Reproduce exactly, with no pictures, each line from the opening of the material down through the line containing "const heading = 'Shop Connector Config'".

# DATA SHOWN start

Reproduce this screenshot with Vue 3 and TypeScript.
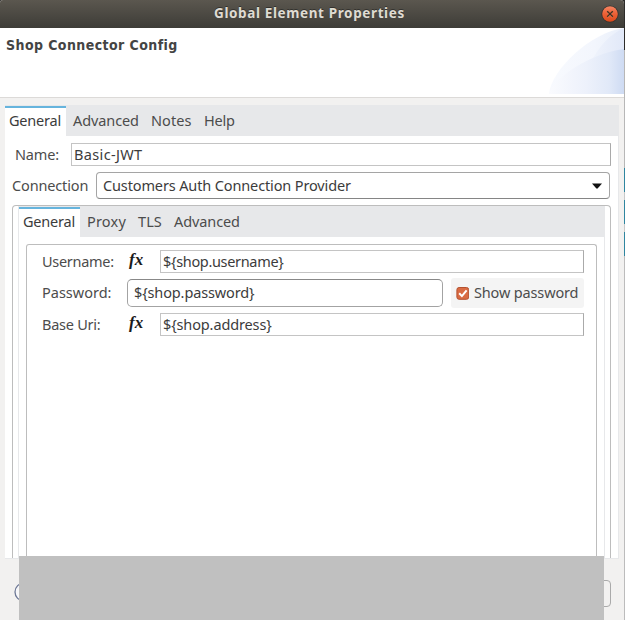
<script setup lang="ts">
import { ref } from 'vue'

interface Tab {
  label: string
  cls: string
}

const title = 'Global Element Properties'
const heading = 'Shop Connector Config'

const outerTabs: Tab[] = [
  { label: 'General', cls: 't-general' },
  { label: 'Advanced', cls: 't-advanced' },
  { label: 'Notes', cls: 't-notes' },
  { label: 'Help', cls: 't-help' },
]
const innerTabs: Tab[] = [
  { label: 'General', cls: 't-general' },
  { label: 'Proxy', cls: 't-proxy' },
  { label: 'TLS', cls: 't-tls' },
  { label: 'Advanced', cls: 't-advanced' },
]

const activeOuter = ref(0)
const activeInner = ref(0)
const showPassword = ref(true)
const name = 'Basic-JWT'
const provider = 'Customers Auth Connection Provider'
const username = '${shop.username}'
const password = '${shop.password}'
const baseUri = '${shop.address}'
</script>

<template>
  <div class="screen">
    <div class="dialog">
      <header class="titlebar">
        <span class="title">{{ title }}</span>
        <svg class="close" width="18" height="18" viewBox="0 0 18 18">
          <defs>
            <linearGradient id="closeFill" x1="0" y1="0" x2="0" y2="1">
              <stop offset="0" stop-color="#f58563" />
              <stop offset="0.5" stop-color="#ec6035" />
              <stop offset="1" stop-color="#dc4a1b" />
            </linearGradient>
          </defs>
          <circle cx="9" cy="9" r="8.6" fill="#33322e" />
          <circle cx="9" cy="9" r="7.8" fill="url(#closeFill)" />
          <path d="M6.6 7.3l4.8 4.8M11.4 7.3l-4.8 4.8" stroke="#f39a79" stroke-width="1.2" />
          <path d="M6.2 6.2l5.6 5.6M11.8 6.2l-5.6 5.6" stroke="#43301f" stroke-width="1.4" />
        </svg>
      </header>

      <section class="banner">
        <h1>{{ heading }}</h1>
        <svg class="swoosh" width="75" height="66" viewBox="0 0 75 66">
          <defs>
            <linearGradient id="outerArc" x1="0" x2="1">
              <stop offset="0" stop-color="#f8fafe" />
              <stop offset="0.6" stop-color="#f3f6fd" />
              <stop offset="1" stop-color="#e9effa" />
            </linearGradient>
            <linearGradient id="midArc" x1="0" x2="1">
              <stop offset="0" stop-color="#f0f4fc" />
              <stop offset="1" stop-color="#e1e8f8" />
            </linearGradient>
            <linearGradient id="innerArc" x1="0" x2="1">
              <stop offset="0" stop-color="#fafbfe" />
              <stop offset="0.5" stop-color="#edf1fb" />
              <stop offset="0.8" stop-color="#e1e9f8" />
              <stop offset="1" stop-color="#cedbf3" />
            </linearGradient>
          </defs>
          <path d="M0 66C2 42 42 4 75 0V66Z" fill="url(#outerArc)" />
          <path d="M42 34C50 18 62 5 75 0.5V40H42Z" fill="url(#midArc)" />
          <path d="M0 66C4 50 42 25 75 21V66Z" fill="url(#innerArc)" />
        </svg>
      </section>

      <main class="folder">
        <nav class="tabs">
          <span
            v-for="(tab, i) in outerTabs"
            :key="tab.label"
            class="tab"
            :class="[tab.cls, { active: i === activeOuter }]"
            @click="activeOuter = i"
          ><b>{{ tab.label }}</b></span>
        </nav>

        <div class="form">
          <div class="row name-row">
            <label class="l-name">Name:</label>
            <div class="entry"><span class="v-name">{{ name }}</span></div>
          </div>
          <div class="row provider-row">
            <label class="l-connection">Connection</label>
            <div class="combo">
              <span class="v-provider">{{ provider }}</span>
              <svg width="10" height="6" viewBox="0 0 10 6"><path d="M0 0.5h10L5.8 5.3q-.8.7-1.6 0z" fill="#111" /></svg>
            </div>
          </div>

          <div class="group">
            <div class="inner-folder">
              <nav class="tabs">
                <span
                  v-for="(tab, i) in innerTabs"
                  :key="tab.label"
                  class="tab"
                  :class="[tab.cls, { active: i === activeInner }]"
                  @click="activeInner = i"
                ><b>{{ tab.label }}</b></span>
              </nav>
              <div class="fields">
                <div class="row field">
                  <label class="l-username">Username:</label>
                  <i class="fx">fx</i>
                  <div class="entry"><span class="v-username">{{ username }}</span></div>
                </div>
                <div class="row field secret">
                  <label class="l-password">Password:</label>
                  <div class="rounded"><span class="v-password">{{ password }}</span></div>
                  <div class="toggle" @click="showPassword = !showPassword">
                    <svg width="13" height="13" viewBox="0 0 13 13">
                      <rect x="0.9" y="0.5" width="11.8" height="11.8" rx="2.2" fill="#d96b43" stroke="#b4512f" />
                      <path v-if="showPassword" d="M3.2 6.3l2.7 2.8L10.6 3.3" fill="none" stroke="#fff" stroke-width="2" />
                    </svg>
                    <span class="v-show">Show password</span>
                  </div>
                </div>
                <div class="row field">
                  <label class="l-uri">Base Uri:</label>
                  <i class="fx">fx</i>
                  <div class="entry"><span class="v-uri">{{ baseUri }}</span></div>
                </div>
              </div>
            </div>
          </div>
        </div>
      </main>

      <footer class="footer">
        <svg class="help" width="20" height="20" viewBox="0 0 20 20">
          <circle cx="10" cy="10" r="9" fill="#f6f6f8" stroke="#6d7896" stroke-width="1.3" />
        </svg>
        <div class="button"></div>
      </footer>
      <div class="cover"></div>
    </div>
    <aside class="backdrop"></aside>
  </div>
</template>

<style>
body {
  margin: 0;
  overflow: hidden;
}
</style>

<style scoped>
* {
  box-sizing: border-box;
}
.screen {
  display: flex;
  width: 625px;
  height: 620px;
  overflow: hidden;
  background: #2b2a28;
  font: 14.5px/20px "Noto Sans", "Open Sans", sans-serif;
  color: #4c4c4c;
  white-space: nowrap;
}
.dialog {
  position: relative;
  width: 624px;
  height: 620px;
  display: flex;
  flex-direction: column;
  background: #f2f1f0;
  border-radius: 3px 4px 0 0;
  overflow: hidden;
}
.backdrop {
  width: 1px;
  background: linear-gradient(#2d2c2a 50px, #b7b7b7 50px 168px, #2f86a0 168px 192px, #c8c8c8 192px 200px, #2f86a0 200px 224px, #c8c8c8 224px 232px, #2f86a0 232px 256px, #bcbcbc 256px);
}
.titlebar {
  flex: none;
  display: flex;
  align-items: center;
  height: 28px;
  padding: 0 5px 2px 214px;
  background: linear-gradient(#5b574f, #3d3c37);
}
.title {
  flex: 1;
  font-size: 13.5px;
  font-weight: 700;
  letter-spacing: 0.62px;
  color: #dfdbd2;
  text-shadow: 0 -1px #33322e;
}
.close {
  margin-top: 1px;
}
.banner {
  flex: none;
  display: flex;
  justify-content: space-between;
  height: 70px;
  padding-left: 6px;
  background: #fff;
  border-bottom: 1px solid #dcdad8;
}
h1 {
  margin: 7px 0 0;
  font: bold 14px/20px "DejaVu Sans", sans-serif;
  font-stretch: condensed;
  letter-spacing: 0.42px;
  color: #444;
}
.folder {
  flex: none;
  width: 614px;
  height: 454px;
  margin: 7px 0 0 5px;
  background: #fff;
  border-right: 1px solid #e7e8ea;
  border-bottom: 1px solid #e7e8ea;
}
.tabs {
  display: flex;
  height: 31px;
  padding-top: 1px;
  background: #e7e8ea;
}
.tab {
  padding: 4px 0 0 7px;
  letter-spacing: -0.1px;
}
.tab b {
  font-weight: 400;
}
.tab.active {
  width: 61px;
  padding: 2px 0 0 4px;
  border-top: 2px solid #66b4dd;
  background: #fff;
  color: #3c3c3c;
}
.t-general { letter-spacing: -0.2px; }
.t-advanced { width: 78px; }
.t-notes { width: 53px; letter-spacing: 0.1px; }
.t-help { width: 50px; letter-spacing: -0.2px; }
.t-proxy { width: 51px; letter-spacing: 0.2px; }
.t-tls { width: 36px; letter-spacing: 0.1px; }
.form {
  display: flex;
  flex-direction: column;
  height: 422px;
  padding: 7px 7px 0;
}
.row {
  display: flex;
  align-items: center;
}
.entry {
  flex: 1;
  height: 23px;
  padding-left: 2px;
  border: 1px solid #c4c4c4;
  border-right-color: #aaa;
  line-height: 20px;
  color: #3c3c3c;
  background: #fff;
}
.name-row {
  padding-left: 3px;
}
.l-name {
  width: 56px;
}
.row label {
  padding-bottom: 2px;
  letter-spacing: -0.15px;
}
.row .l-username { letter-spacing: -0.3px; }
.row .l-password { letter-spacing: 0; }
.row .l-uri { letter-spacing: -0.25px; }
.v-name { letter-spacing: 0.35px; }
.v-provider { padding-bottom: 2px; letter-spacing: -0.13px; }
.v-username { letter-spacing: -0.33px; }
.v-password { letter-spacing: -0.13px; }
.v-uri { letter-spacing: -0.13px; }
.v-show { padding-bottom: 2px; letter-spacing: -0.15px; }
.provider-row {
  margin-top: 6px;
}
.l-connection {
  width: 84px;
}
.combo {
  display: flex;
  align-items: center;
  justify-content: space-between;
  width: 514px;
  height: 27px;
  padding: 0 7px 0 6px;
  border: 1px solid #a5a5a5;
  border-bottom-color: #858585;
  border-radius: 4px;
  color: #3c3c3c;
}
.group {
  flex: 1;
  width: 599px;
  margin-top: 6px;
  padding: 0 5px;
  border: 1px solid #bdbdbd;
  border-bottom: 0;
  border-radius: 4px 4px 0 0;
}
.inner-folder {
  height: 100%;
  border: solid #e7e8ea;
  border-width: 0 1px;
}
.fields {
  display: flex;
  flex-direction: column;
  height: 313px;
  margin: 7px 7px 0;
  padding: 5px 12px 0 15px;
  border: 1px solid #bdbdbd;
  border-bottom: 0;
  border-radius: 3px 3px 0 0;
}
.field label {
  width: 85px;
}
.fx {
  width: 33px;
  height: 23px;
  padding-left: 2px;
  font: italic bold 17px/20px "Liberation Serif", serif;
  color: #1b1b1b;
}
.secret {
  height: 30px;
  margin: 5px 0;
}
.rounded {
  width: 316px;
  height: 28px;
  padding-left: 6px;
  border: 1px solid #a3a3a3;
  border-top-color: #888;
  border-radius: 5px;
  line-height: 25px;
  color: #3c3c3c;
}
.toggle {
  display: flex;
  align-items: center;
  gap: 5px;
  width: 133px;
  height: 30px;
  margin-left: 8px;
  padding-left: 5px;
  border-radius: 3px;
  background: #f4f4f4;
}
.footer {
  flex: 1;
  display: flex;
  align-items: center;
  justify-content: space-between;
  padding: 8px 13px 0 14px;
}
.help {
  margin-bottom: 3px;
}
.button {
  width: 60px;
  height: 27px;
  border: 1px solid #aaa;
  border-radius: 4px;
}
.cover {
  position: absolute;
  left: 19px;
  right: 20px;
  bottom: 0;
  height: 64px;
  background: #c0c0c0;
}
</style>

# DATA SHOWN end

● OUTPUT OF THE TASK
Reproduce this screenshot with Vue 3 and TypeScript.
<script setup lang="ts">
import { ref } from 'vue'

interface Tab {
  label: string
  cls: string
}

const title = 'Global Element Properties'
const heading = 'Shop Connector Config'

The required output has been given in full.